Photo courtesy Rene Asmussen, Pexels

The commentary stated: ‘Most compelling was the data in the six-year-olds because although their mean refractive error changed only slightly from the hyperopic side of 0 in 2019 to the myopic side in 2020, this myopic shift had a large association on the prevalence of myopia as it jumped from 3.5 per cent to 5.7 per cent in 2015 to 2019 to 21.5 per cent, an almost 400 per cent increase, in 2020.

‘This age shift (an earlier onset for a large proportion of children) is highly clinically relevant in that it is well recognised that age at onset corresponds closely to final refractive error at adult ages.

‘Likewise, the higher the refractive error, the more likely the occurrence of sight-threatening complications such as myopic retinal degeneration, glaucoma and retinal detachment.’

But careful planning of indoor activities and preferably not restricting outdoor play in young children “may help control a wave of quarantine myopia,” the commentary stated.

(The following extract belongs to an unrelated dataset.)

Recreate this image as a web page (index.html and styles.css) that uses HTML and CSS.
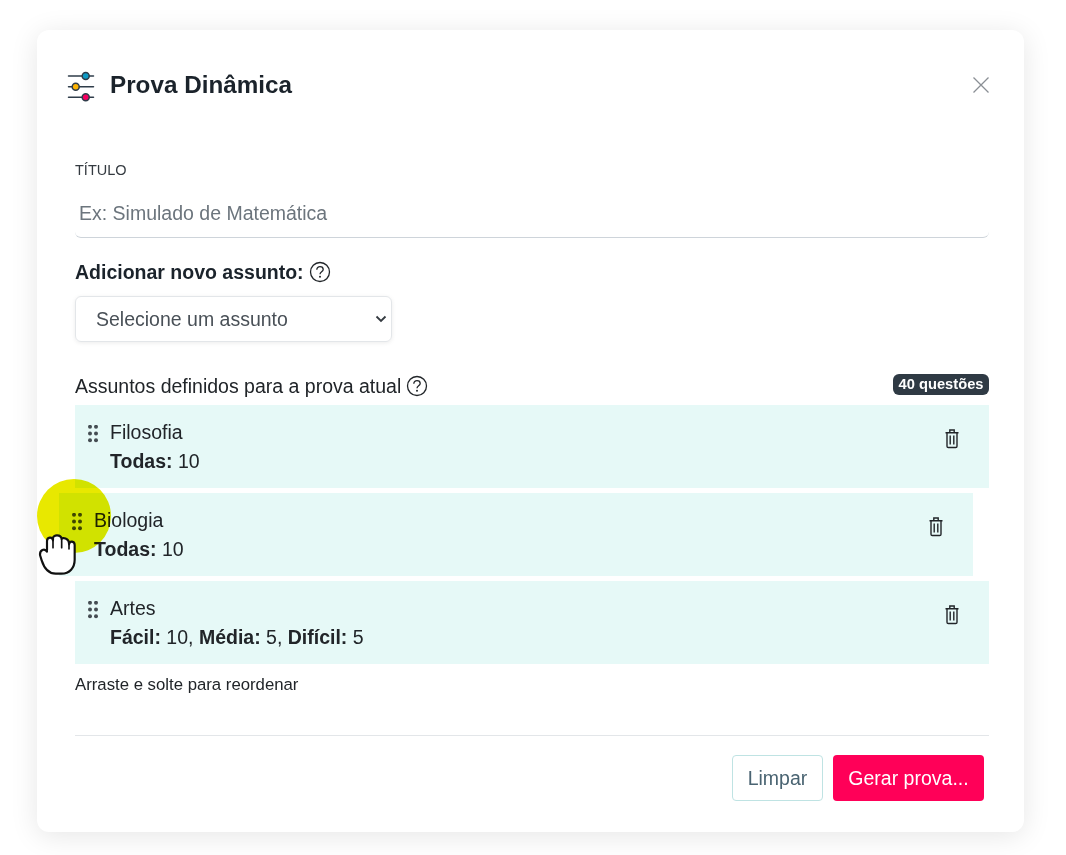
FILE: index.html
```html
<!DOCTYPE html>
<html lang="pt-BR">
<head>
<meta charset="utf-8">
<title>Prova Dinâmica</title>
<link rel="stylesheet" href="styles.css">
</head>
<body>
<main class="modal">
  <header class="modal-header">
    <div class="title-wrap">
      <svg class="title-icon" width="28" height="28" viewBox="0 0 28 28">
        <g stroke="#2f3d4a" stroke-width="1.500" stroke-linecap="round">
          <path d="M1.500 3h25M1.500 13.700h25M1.500 24.300h25"/>
        </g>
        <g stroke="#2f3d4a" stroke-width="1.500">
          <circle cx="18.700" cy="3" r="3.500" fill="#0e9ac4"/>
          <circle cx="8.700" cy="13.700" r="3.500" fill="#fdb302"/>
          <circle cx="18.700" cy="24.300" r="3.500" fill="#f5005f"/>
        </g>
      </svg>
      <h1 class="modal-title">Prova Dinâmica</h1>
    </div>
    <svg class="close-icon" width="18" height="18" viewBox="0 0 18 18">
      <path d="M1.500 1.500l15 15M16.500 1.500l-15 15" stroke="#8a8f94" stroke-width="1.300" fill="none"/>
    </svg>
  </header>

  <section class="form">
    <label class="field-label" for="titulo">TÍTULO</label>
    <input class="title-input" id="titulo" type="text" placeholder="Ex: Simulado de Matemática">

    <div class="add-heading">
      <strong>Adicionar novo assunto:</strong>
      <svg class="help" width="22" height="22" viewBox="0 0 22 22">
        <circle cx="11" cy="11" r="9.500" fill="none" stroke="#212529" stroke-width="1.300"/>
        <path d="M7.800 8.700c0-1.900 1.400-3 3.200-3s3.200 1.100 3.200 2.800c0 2.300-3.200 2.300-3.200 4.700" fill="none" stroke="#212529" stroke-width="1.300"/>
        <circle cx="11" cy="15.800" r="1" fill="#212529"/>
      </svg>
    </div>

    <div class="select-box">
      <span>Selecione um assunto</span>
      <svg width="12" height="8" viewBox="0 0 12 8"><path d="M1.500 1.500L6 6l4.500-4.500" fill="none" stroke="#343a40" stroke-width="1.800"/></svg>
    </div>

    <div class="list-heading">
      <div class="list-heading-text">
        <span>Assuntos definidos para a prova atual</span>
        <svg class="help" width="22" height="22" viewBox="0 0 22 22">
          <circle cx="11" cy="11" r="9.500" fill="none" stroke="#212529" stroke-width="1.300"/>
          <path d="M7.800 8.700c0-1.900 1.400-3 3.200-3s3.200 1.100 3.200 2.800c0 2.300-3.200 2.300-3.200 4.700" fill="none" stroke="#212529" stroke-width="1.300"/>
          <circle cx="11" cy="15.800" r="1" fill="#212529"/>
        </svg>
      </div>
      <span class="badge">40 questões</span>
    </div>

    <ul class="subjects">
      <li class="subject">
        <svg class="grip" width="12" height="20" viewBox="0 0 12 20"><g fill="#454d53"><circle cx="3" cy="1.800" r="2"/><circle cx="9" cy="1.800" r="2"/><circle cx="3" cy="8.500" r="2"/><circle cx="9" cy="8.500" r="2"/><circle cx="3" cy="15.200" r="2"/><circle cx="9" cy="15.200" r="2"/></g></svg>
        <div class="subject-text">
          <div>Filosofia</div>
          <div class="subject-detail"><b>Todas:</b> 10</div>
        </div>
        <svg class="trash" width="16" height="20" viewBox="0 0 16 20"><g fill="none" stroke="#212529" stroke-width="1.400"><path d="M1.500 3.700h13M5.800 3.500V1h4.400v2.500M3 3.700v13.500c0 .8.500 1.300 1.300 1.300h7.400c.8 0 1.300-.5 1.300-1.300V3.700M6.200 6.500v9M9.800 6.500v9"/></g></svg>
      </li>
      <li class="subject dragging">
        <svg class="grip" width="12" height="20" viewBox="0 0 12 20"><g fill="#454d53"><circle cx="3" cy="1.800" r="2"/><circle cx="9" cy="1.800" r="2"/><circle cx="3" cy="8.500" r="2"/><circle cx="9" cy="8.500" r="2"/><circle cx="3" cy="15.200" r="2"/><circle cx="9" cy="15.200" r="2"/></g></svg>
        <div class="subject-text">
          <div>Biologia</div>
          <div class="subject-detail"><b>Todas:</b> 10</div>
        </div>
        <svg class="trash" width="16" height="20" viewBox="0 0 16 20"><g fill="none" stroke="#212529" stroke-width="1.400"><path d="M1.500 3.700h13M5.800 3.500V1h4.400v2.500M3 3.700v13.500c0 .8.500 1.300 1.300 1.300h7.400c.8 0 1.300-.5 1.300-1.300V3.700M6.200 6.500v9M9.800 6.500v9"/></g></svg>
      </li>
      <li class="subject">
        <svg class="grip" width="12" height="20" viewBox="0 0 12 20"><g fill="#454d53"><circle cx="3" cy="1.800" r="2"/><circle cx="9" cy="1.800" r="2"/><circle cx="3" cy="8.500" r="2"/><circle cx="9" cy="8.500" r="2"/><circle cx="3" cy="15.200" r="2"/><circle cx="9" cy="15.200" r="2"/></g></svg>
        <div class="subject-text">
          <div>Artes</div>
          <div class="subject-detail"><b>Fácil:</b> 10, <b>Média:</b> 5, <b>Difícil:</b> 5</div>
        </div>
        <svg class="trash" width="16" height="20" viewBox="0 0 16 20"><g fill="none" stroke="#212529" stroke-width="1.400"><path d="M1.500 3.700h13M5.800 3.500V1h4.400v2.500M3 3.700v13.500c0 .8.500 1.300 1.300 1.300h7.400c.8 0 1.300-.5 1.300-1.300V3.700M6.200 6.500v9M9.800 6.500v9"/></g></svg>
      </li>
    </ul>

    <p class="hint">Arraste e solte para reordenar</p>
  </section>

  <footer class="modal-footer">
    <button class="btn btn-outline" type="button">Limpar</button>
    <button class="btn btn-primary" type="button">Gerar prova...</button>
  </footer>

  <div class="pointer-spot"></div>
  <svg class="hand" width="40" height="44" viewBox="25 185 120 132">
    <path d="M52 240V212C52 200 68 198 70 210V204C70 192 94 192 96 206C98 200 118 204 118 218V222C120 210 135 212 135 224V268C135 292 120 310 95 310H78C58 310 45 298 36 270L31 254C30 240 44 232 52 244" fill="#fff" stroke="#111" stroke-width="6.500" stroke-linejoin="round" stroke-linecap="round"/>
    <path d="M70 210V232M96 206V232M118 222V236" fill="none" stroke="#111" stroke-width="5" stroke-linecap="round"/>
  </svg>
</main>
</body>
</html>
```
FILE: styles.css
```css
* { box-sizing: border-box; }
html, body { margin: 0; padding: 0; background: #fff; }
body {
  padding: 30px 42px 23px 37px;
  font-family: "Liberation Sans", Arial, sans-serif;
  color: #212529;
}
.modal {
  position: relative;
  width: 987px;
  height: 802px;
  background: #fff;
  border-radius: 12px;
  box-shadow: 0 4px 28px rgba(0, 0, 0, .1);
  padding: 38px 35px 0 38px;
}
.modal-header { display: flex; justify-content: space-between; align-items: center; height: 34px; }
.title-wrap { display: flex; align-items: center; gap: 15px; margin-left: -8px; }
.title-icon { display: block; margin-top: 4px; overflow: visible; }
.modal-title { margin: 0; font-size: 24.250px; font-weight: 700; line-height: 34px; color: #1b232b; }
.close-icon { display: block; margin-right: -1px; }

.form { margin-top: 60px; width: 914px; }
.field-label { display: block; font-size: 14.500px; line-height: 16px; color: #343a40; }
.title-input {
  display: block;
  width: 100%;
  height: 49px;
  margin-top: 11px;
  padding: 0 4px;
  border: 0;
  border-bottom: 1px solid #ced4da;
  border-radius: 0 0 6px 6px;
  outline: 0;
  font: 19.500px "Liberation Sans", Arial, sans-serif;
  background: #fff;
}
.title-input::placeholder { color: #6c757d; opacity: 1; }
.add-heading { display: flex; align-items: center; gap: 5px; margin-top: 22px; height: 24px; font-size: 19.500px; color: #1b232b; }
.select-box {
  display: flex;
  align-items: center;
  justify-content: space-between;
  width: 317px;
  height: 46px;
  margin-top: 12px;
  padding: 0 4px 0 20px;
  border: 1px solid #e3e6e9;
  border-radius: 6px;
  box-shadow: 0 1px 4px rgba(0, 0, 0, .08);
  font-size: 19.500px;
  color: #495057;
}
.list-heading { display: flex; align-items: center; justify-content: space-between; margin-top: 30px; height: 28px; }
.list-heading-text { display: flex; align-items: center; gap: 5px; font-size: 19.500px; color: #212529; }
.badge {
  display: block;
  height: 21px;
  margin-bottom: 4px;
  padding: 0 5.500px;
  border-radius: 6px;
  background: #2f3a44;
  color: #fff;
  font-size: 14.700px;
  font-weight: 700;
  line-height: 21px;
}
.subjects { list-style: none; margin: 5px 0 0; padding: 0; display: flex; flex-direction: column; gap: 5px; }
.subject {
  display: flex;
  align-items: flex-start;
  height: 83px;
  padding: 20px 29px 0 12px;
  background: #e6f9f7;
  font-size: 19.500px;
  line-height: 29px;
  color: #212529;
}
.dragging { transform: translateX(-16px); }
.grip { flex: none; }
.subject-text { flex: 1; margin-left: 11px; margin-top: -7px; }
.trash { flex: none; margin-top: 4px; }
.hint { margin: 12px 0 0; font-size: 16.750px; line-height: 18px; color: #212529; }

.modal-footer {
  display: flex;
  justify-content: flex-end;
  gap: 10px;
  width: 914px;
  margin-top: 41px;
  padding: 19px 5px 0 0;
  border-top: 1px solid #e3e6e9;
}
.btn {
  height: 46px;
  border-radius: 4px;
  font: 19.500px "Liberation Sans", Arial, sans-serif;
  cursor: pointer;
}
.btn-outline { width: 91px; padding: 0; background: #fff; border: 1px solid #bfe3e3; color: #4a6472; }
.btn-primary { width: 151px; padding: 0; background: #ff0058; border: 0; color: #fff; }

.pointer-spot {
  position: absolute;
  left: 0;
  top: 449px;
  width: 74px;
  height: 74px;
  border-radius: 50%;
  background: #e8e800;
  mix-blend-mode: multiply;
}
.hand { position: absolute; left: 1px; top: 502px; }
```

Researchers said limitations included that the photoscreener provided only noncycloplegic refraction results and was not currently considered a substitute for cycloplegic refraction. However, the Spot Vision Screener used had been shown to have good consistency with the cycloplegic refraction test, which made it a reliable screening tool for myopia.

They said further studies were needed to assess the generalisability of the findings and the long-term follow-up of these children and they intend to follow the same population and continue the screening to help determine if the myopic shift is temporary or permanent, and reversible.

The main authors were Dr Jiaxing Wang and Dr Ying Li from the Department of Ophthalmology, Emory University, Atlanta, Georgia USA and the corresponding author was Dr Xuehan Qian from Tianjin Uni Eye Hospital, China. The other authors were David C. Musch, PhD, MPH; NanWei, MD; Xiaoli Qi, MD; Gang Ding, MD; Xue Li, MD; Jing Li, MD; Linlin Song, MD; Ying Zhang, MD; Yuxian Ning, MD; Xiaoyu Zeng, MD; Ning Hua, MD; Shuo Li, MD, PhD.